Hillary Clinton has been heavily criticized by voters and her opponent Bernie Sanders for continually dodging questions about hot button environmental issues such as the Keystone XL pipeline, fracking and Arctic drilling. Clinton, however, did declare in her first major campaign speech that climate change "is one of the defining threats of our time" and released a climate and energy plan Monday.

Now, on a New Hampshire television station yesterday, the former secretary of state expressed her "doubts" about drilling for oil in the Arctic Ocean.

And, earlier in the day at a town hall meeting in New Hampshire, when asked whether as president she would sign a bill in favor of allowing the Keystone XL pipeline, she replied, "This is President Obama’s decision and I am not going to second guess him. Because I was in a position to set this in motion and I do not think that would be the right thing to do. So I want to wait see what he and Secretary Kerry decide. If it’s undecided when I become president, I will answer your question.” 

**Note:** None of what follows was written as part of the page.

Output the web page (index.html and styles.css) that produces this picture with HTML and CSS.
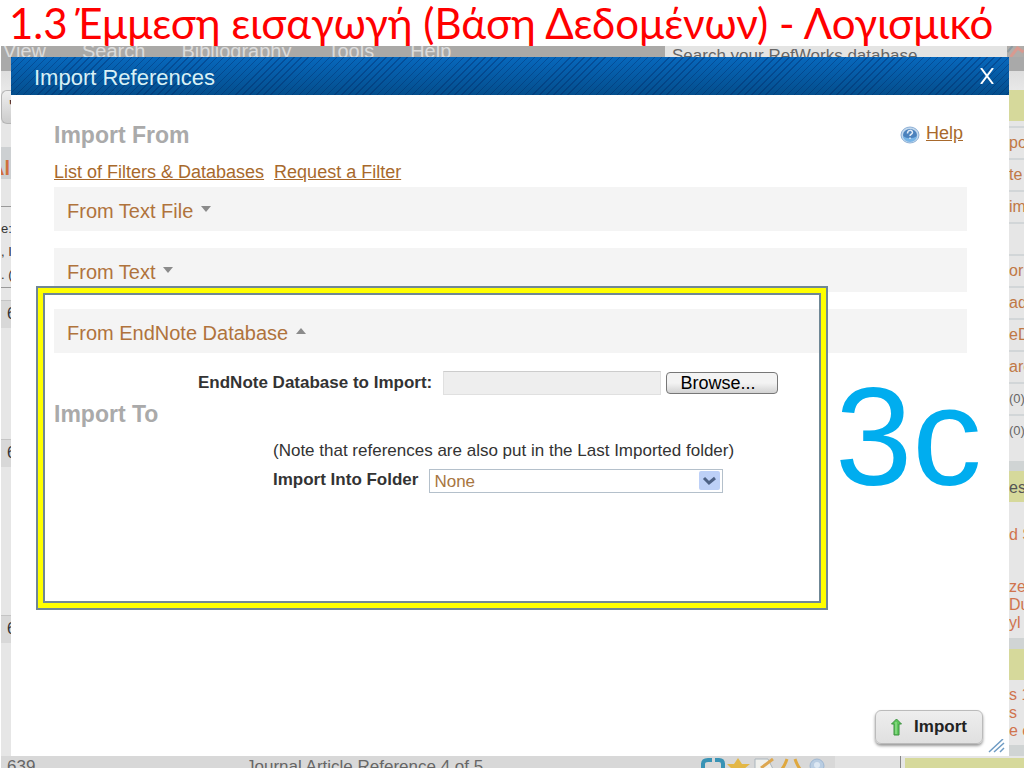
FILE: index.html
```
<!DOCTYPE html>
<html lang="el">
<head>
    <meta charset="UTF-8">
    <meta name="viewport" content="width=device-width, initial-scale=1.0">
    <title>1.3 Έμμεση εισαγωγή - Import References</title>
    <link rel="stylesheet" href="styles.css">
</head>
<body>
    <h1 class="slide-title">1.3 Έμμεση εισαγωγή (Βάση Δεδομένων) - Λογισμικό</h1>

    <div class="app" lang="en">
        <!-- Main menu, mostly hidden by the dialog -->
        <div class="menubar">
            <nav class="menu">
                <span>View</span>
                <span>Search</span>
                <span>Bibliography</span>
                <span>Tools</span>
                <span>Help</span>
            </nav>
            <div class="search">Search your RefWorks database</div>
            <svg class="search-go" viewBox="0 0 16 11"><rect width="16" height="11" fill="#b0adaa"/><path d="M3 11L10 2l6 4" stroke="#d99a90" stroke-width="3" fill="none"/><path d="M0 6l5-6" stroke="#8f9aa0" stroke-width="2"/></svg>
        </div>

        <div class="middle">
            <div class="edge edge-left">
                <div class="toolbar-end"></div>
                <div class="tab-button">'</div>
                <div class="heading-strip">Al</div>
                <div class="spacer"></div>
                <div class="filters">
                    <div>e:</div>
                    <div>, I</div>
                    <div>. (</div>
                </div>
                <div class="record first">6</div>
                <div class="record second">6</div>
                <div class="record third">6</div>
            </div>

            <section class="dialog" role="dialog" aria-labelledby="dialog-title">
                <header class="dialog-header">
                    <h2 id="dialog-title">Import References</h2>
                    <button class="close" type="button" aria-label="Close">
                        <svg viewBox="0 0 16 16" width="16" height="16"><path d="M2 0L14 16M14 0L2 16" stroke="#fff" stroke-width="2"/></svg>
                    </button>
                </header>

                <form class="dialog-body">
                    <div class="title-row">
                        <h3>Import From</h3>
                        <div class="help">
                            <svg width="20" height="18" viewBox="0 0 20 18"><ellipse cx="10" cy="9" rx="9" ry="8" fill="#c3d9ee" stroke="#8fb1d6"/><ellipse cx="10" cy="9" rx="7" ry="6" fill="#4b82bd"/><path d="M3 10a7 6 0 0 0 14 0c-4 3-10 3-14 0z" fill="#77b4e6"/><path d="M7.500 7.500c0-4 5-4 5-1 0 2-2.500 1.500-2.500 3.500M10 11.500v1.500" stroke="#dfeaf6" stroke-width="1.500" fill="none"/></svg>
                            <a href="#">Help</a>
                        </div>
                    </div>
                    <div class="links">
                        <a href="#">List of Filters &amp; Databases</a>
                        <a href="#">Request a Filter</a>
                    </div>

                    <div class="sections">
                        <button class="section" type="button">From Text File <span class="arrow down"></span></button>
                        <button class="section" type="button">From Text <span class="arrow down"></span></button>
                        <button class="section" type="button">From EndNote Database <span class="arrow up"></span></button>
                    </div>

                    <div class="file-row">
                        <label for="database">EndNote Database to Import:</label>
                        <input id="database" type="text" readonly>
                        <button class="browse" type="button">Browse...</button>
                    </div>

                    <h3>Import To</h3>
                    <div class="destination">
                        <p>(Note that references are also put in the Last Imported folder)</p>
                        <div class="folder-row">
                            <label for="folder">Import Into Folder</label>
                            <div class="select-wrap">
                                <select id="folder"><option>None</option></select>
                                <svg class="select-arrow" width="21" height="19" viewBox="0 0 21 19"><rect width="21" height="19" rx="2" fill="#bdd0f7"/><path d="M5 7l5 5 6-5" stroke="#4d6185" stroke-width="3" fill="none"/></svg>
                            </div>
                        </div>
                    </div>

                    <div class="actions">
                        <button class="import" type="submit">
                            <svg width="11" height="18" viewBox="0 0 11 18"><path d="M5.500 1L10.500 6H8v11H3V6H.5z" fill="#5cc75a" stroke="#3c9140"/><path d="M5 4v12" stroke="#a5e6a0"/></svg>
                            Import
                        </button>
                    </div>
                </form>
                <svg class="grip" width="18" height="14" viewBox="0 0 18 14"><path d="M1 13L15 0M6 13L16 4M12 13l4-4" stroke="#6f9cc4" stroke-width="1.500"/></svg>

                <div class="highlight"></div>
                <div class="step">3c</div>
            </section>

            <div class="edge edge-right">
                <div class="toolbar-end"></div>
                <div class="panel-head"></div>
                <ul class="quick">
                    <li>po</li>
                    <li>te</li>
                    <li>im</li>
                    <li></li>
                    <li>or</li>
                    <li>ad</li>
                    <li>eD</li>
                    <li>are</li>
                    <li class="count">(0)</li>
                    <li class="count">(0)</li>
                </ul>
                <div class="panel-head resources">es</div>
                <div class="panel-text">
                    <p>d S</p>
                    <p>ze<br>Du<br>yl</p>
                </div>
                <div class="panel-head"></div>
                <div class="panel-text notes">s 1<br>s<br>e e</div>
            </div>
        </div>

        <!-- Next record of the list below the dialog -->
        <div class="record-row">
            <span class="record-id">639</span>
            <span class="record-title">Journal Article Reference 4 of 5</span>
            <svg class="record-icons" width="130" height="11" viewBox="0 0 130 11">
                <path d="M4 11V6q0-4 5-4h4M16 2h4q4 0 4 4v5" stroke="#3993b5" stroke-width="4" fill="none"/>
                <path d="M39 0l4 6h8l-6 5H33l-5-5h7z" fill="#e3b746"/>
                <path d="M56 11V1h13l5 10z" fill="#f0f0ec" stroke="#aab5bd"/><path d="M62 10L74 1" stroke="#dda750" stroke-width="3"/>
                <path d="M88 1q-2 6-5 10M96 1q2 6 5 10" stroke="#dfa83f" stroke-width="3" fill="none"/>
                <circle cx="118" cy="8" r="7" fill="#b9cde2" stroke="#9fb7d2"/><circle cx="118" cy="7" r="3" fill="#dce7f2"/>
            </svg>
            <div class="record-gap"></div>
            <div class="record-panel"></div>
        </div>
    </div>
</body>
</html>
```

FILE: styles.css
```
* {
    box-sizing: border-box;
}
body {
    margin: 0;
    min-height: 100vh;
    display: flex;
    flex-direction: column;
    font-family: "Liberation Sans", Arial, sans-serif;
    font-size: 17px;
    color: #333;
    background-color: #fff;
}
h2, h3, p, ul {
    margin: 0;
    padding: 0;
}
button, input, select {
    font-family: inherit;
}
a {
    color: #a8692c;
}
.slide-title {
    margin: 0;
    padding-left: 9px;
    height: 46px;
    line-height: 46px;
    font-family: Lato, "Open Sans", sans-serif;
    font-size: 42px;
    font-weight: 400;
    white-space: nowrap;
    overflow: hidden;
    color: #f00;
}

/* Dimmed application behind the dialog */
.app {
    flex: 1;
    display: flex;
    flex-direction: column;
    padding-left: 1px;
    background-color: #e6e6e6;
    background-clip: content-box;
}
.menubar {
    display: flex;
    height: 11px;
    overflow: hidden;
    background-color: #aaa9a7;
    color: #dcdcdc;
}
.menu {
    flex: 1;
    display: flex;
    gap: 36px;
    padding-left: 2px;
    font-size: 20px;
    line-height: 10px;
}
.search {
    width: 342px;
    padding-left: 7px;
    font-size: 17px;
    line-height: 20px;
    background-color: #e4e4e3;
    color: #666;
}
.search-go {
    width: 17px;
    height: 11px;
}
.middle {
    flex: 1;
    display: grid;
    grid-template-columns: 10px 1fr 15px;
}
.edge {
    overflow: hidden;
    white-space: nowrap;
    font-size: 16px;
    background-color: #e6e6e6;
}
.toolbar-end {
    height: 33px;
    background: linear-gradient(#a9a9a9 14px, #dedede 14px, #e8e8e8);
}
.tab-button {
    height: 34px;
    padding-left: 7px;
    line-height: 32px;
    font-weight: bold;
    border: 1px solid #b5b5b5;
    border-right: 0;
    border-radius: 6px 0 0 6px;
    background: linear-gradient(#eee, #ccc);
}
.heading-strip {
    height: 32px;
    margin-top: 23px;
    line-height: 42px;
    font-size: 20px;
    font-weight: bold;
    text-indent: -11px;
    color: #d0703c;
    background-color: #cdd0d2;
}
.spacer {
    height: 28px;
    border-bottom: 1px solid #999;
}
.filters {
    height: 81px;
    padding-top: 10px;
    font-size: 13px;
    line-height: 23px;
    border-bottom: 1px solid #999;
}
.record {
    height: 28px;
    padding-left: 6px;
    line-height: 26px;
    border-top: 1px solid #c4c4c4;
    background-color: #d8d8d8;
}
.record.first {
    margin-top: 12px;
}
.record.second {
    margin-top: 111px;
}
.record.third {
    margin-top: 148px;
}
.edge-right {
    color: #c07845;
}
.panel-head {
    height: 31px;
    background-color: #d6d99b;
}
.panel-head.resources {
    line-height: 34px;
    color: #555;
}
.quick {
    height: 350px;
    padding-top: 5px;
    list-style: none;
    border-bottom: 10px solid #d0d4d4;
}
.quick li {
    height: 32px;
    line-height: 30px;
    border-top: 2px solid #d2d6d8;
}
.quick .count {
    font-size: 13px;
    color: #666;
}
.panel-text {
    height: 147px;
    padding-top: 24px;
    line-height: 18px;
    border-bottom: 11px solid #d0d4d4;
    color: #d0744d;
}
.panel-text p {
    margin-bottom: 34px;
}
.panel-text.notes {
    height: 76px;
    padding-top: 6px;
}

/* Import dialog */
.dialog {
    position: relative;
    display: flex;
    flex-direction: column;
    background-color: #fff;
}
.dialog-header {
    display: flex;
    justify-content: space-between;
    align-items: center;
    height: 38px;
    padding: 0 14px 0 23px;
    color: #d8f0f5;
    background:
        repeating-linear-gradient(135deg, rgba(0, 35, 95, 0.35) 0 1px, transparent 1px 5px),
        linear-gradient(#0768bd, #044e8c);
}
.dialog-header h2 {
    padding-top: 4px;
    font-size: 22px;
    font-weight: 400;
}
.close {
    display: flex;
    padding: 0;
    border: 0;
    background: none;
    cursor: pointer;
}
.dialog-body {
    flex: 1;
    display: flex;
    flex-direction: column;
    padding: 26px 42px 0 43px;
}
h3 {
    font-size: 23px;
    line-height: 28px;
    color: #aaa;
}
.title-row {
    display: flex;
    justify-content: space-between;
}
.help {
    display: flex;
    align-items: center;
    gap: 6px;
    padding-right: 4px;
    font-size: 18px;
}
.help a {
    margin-bottom: 3px;
}
.links {
    display: flex;
    gap: 10px;
    margin-top: 12px;
    font-size: 18px;
    line-height: 22px;
}
.sections {
    display: flex;
    flex-direction: column;
    gap: 17px;
    margin-top: 4px;
}
.section {
    height: 44px;
    padding: 5px 13px 0;
    border: 0;
    text-align: left;
    font-size: 20px;
    color: #b0733c;
    background-color: #f4f4f4;
    cursor: pointer;
}
.arrow {
    display: inline-block;
    vertical-align: 6px;
    margin-left: 2px;
    border: 5px solid transparent;
}
.arrow.down {
    border-top: 6px solid #8b8b8b;
    border-bottom: 0;
}
.arrow.up {
    border-bottom: 6px solid #8b8b8b;
    border-top: 0;
}
label {
    font-weight: bold;
}
.file-row {
    display: flex;
    align-items: center;
    margin-top: 18px;
    padding-left: 144px;
}
.file-row label {
    width: 245px;
}
.file-row input {
    width: 218px;
    height: 24px;
    margin-right: 5px;
    border: 1px solid #e0e0e0;
    border-top-color: #ccc;
    background-color: #eee;
}
.browse {
    width: 112px;
    height: 22px;
    padding: 0 8px 0 0;
    font-size: 18px;
    line-height: 20px;
    border: 1px solid #777;
    border-radius: 4px;
    background: linear-gradient(#f3f3f3 50%, #d2d2d2);
}
.file-row + h3 {
    margin-top: 5px;
}
.destination {
    padding: 12px 0 0 219px;
}
.destination p {
    line-height: 22px;
    white-space: nowrap;
}
.folder-row {
    display: flex;
    gap: 11px;
    margin-top: 7px;
}
.folder-row label {
    line-height: 22px;
}
.select-wrap {
    position: relative;
    width: 294px;
}
.select-wrap select {
    appearance: none;
    width: 100%;
    height: 24px;
    padding: 0 24px 0 4px;
    font-size: 17px;
    color: #a8763f;
    border: 1px solid #b4c0cb;
    border-radius: 0;
    background-color: #fff;
}
.select-arrow {
    position: absolute;
    top: 2px;
    right: 3px;
    pointer-events: none;
}
.actions {
    display: flex;
    justify-content: flex-end;
    margin: auto -16px 12px 0;
}
.import {
    display: flex;
    align-items: center;
    justify-content: center;
    gap: 12px;
    width: 108px;
    height: 34px;
    font-size: 17px;
    font-weight: bold;
    color: #222;
    border: 1px solid #bbb;
    border-radius: 6px;
    background: linear-gradient(#eee, #e0e0e0);
    box-shadow: 0 2px 3px #999;
    cursor: pointer;
}
.grip {
    position: absolute;
    right: 3px;
    bottom: 3px;
}

/* Annotations drawn over the dialog */
.highlight {
    position: absolute;
    top: 229px;
    left: 25px;
    width: 792px;
    height: 324px;
    border: 2px solid #6f8795;
    outline: 2px solid #6f8795;
    outline-offset: -9px;
    box-shadow: inset 0 0 0 6px #ff0;
    pointer-events: none;
}
.step {
    position: absolute;
    top: 308px;
    left: 824px;
    font-size: 139px;
    line-height: 144px;
    color: #00adef;
}

.record-row {
    display: flex;
    height: 13px;
    overflow: hidden;
    padding-left: 6px;
    font-size: 17px;
    line-height: 22px;
    color: #666;
    background-color: #d8d8d8;
}
.record-id {
    width: 239px;
}
.record-title {
    flex: 1;
}
.record-icons {
    margin: 2px 6px 0 0;
}
.record-gap {
    width: 66px;
    background-color: #e2e2e2;
    border-right: 1px solid #888;
}
.record-panel {
    width: 123px;
    border: solid #e6e6e6;
    border-width: 2px 0 0 4px;
    background-color: #d6d99b;
}
```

In her response to Arctic drilling, she broke with the Obama administration saying, "I have doubts about whether we should continue drilling in the Arctic. And I don’t think it is a necessary part of our overall clean energy climate change agenda. I will be talking about drilling in general but I am skeptical about whether we should give the go ahead to drill in the Arctic.”

Clinton's remarks were praised by Sierra Club′s Executive Director Michael Brune, who said, "Secretary Clinton is absolutely right: allowing dangerous oil drilling in the Arctic is toxic to any clean energy and climate action legacy. Letting oil companies use unproven technology to extract dirty fuels in one of the world’s most pristine areas is a recipe for disaster that goes against science, the will of the people and common sense.”

Groups such as Sierra Club and Greenpeace have staged numerous protests in response to the Obama administration's decision to allow Shell to drill in the Arctic. Just today, 13 activists suspended themselves from a bridge in Portland, Oregon to block one of Shell's vessels from leaving port for Alaskan waters.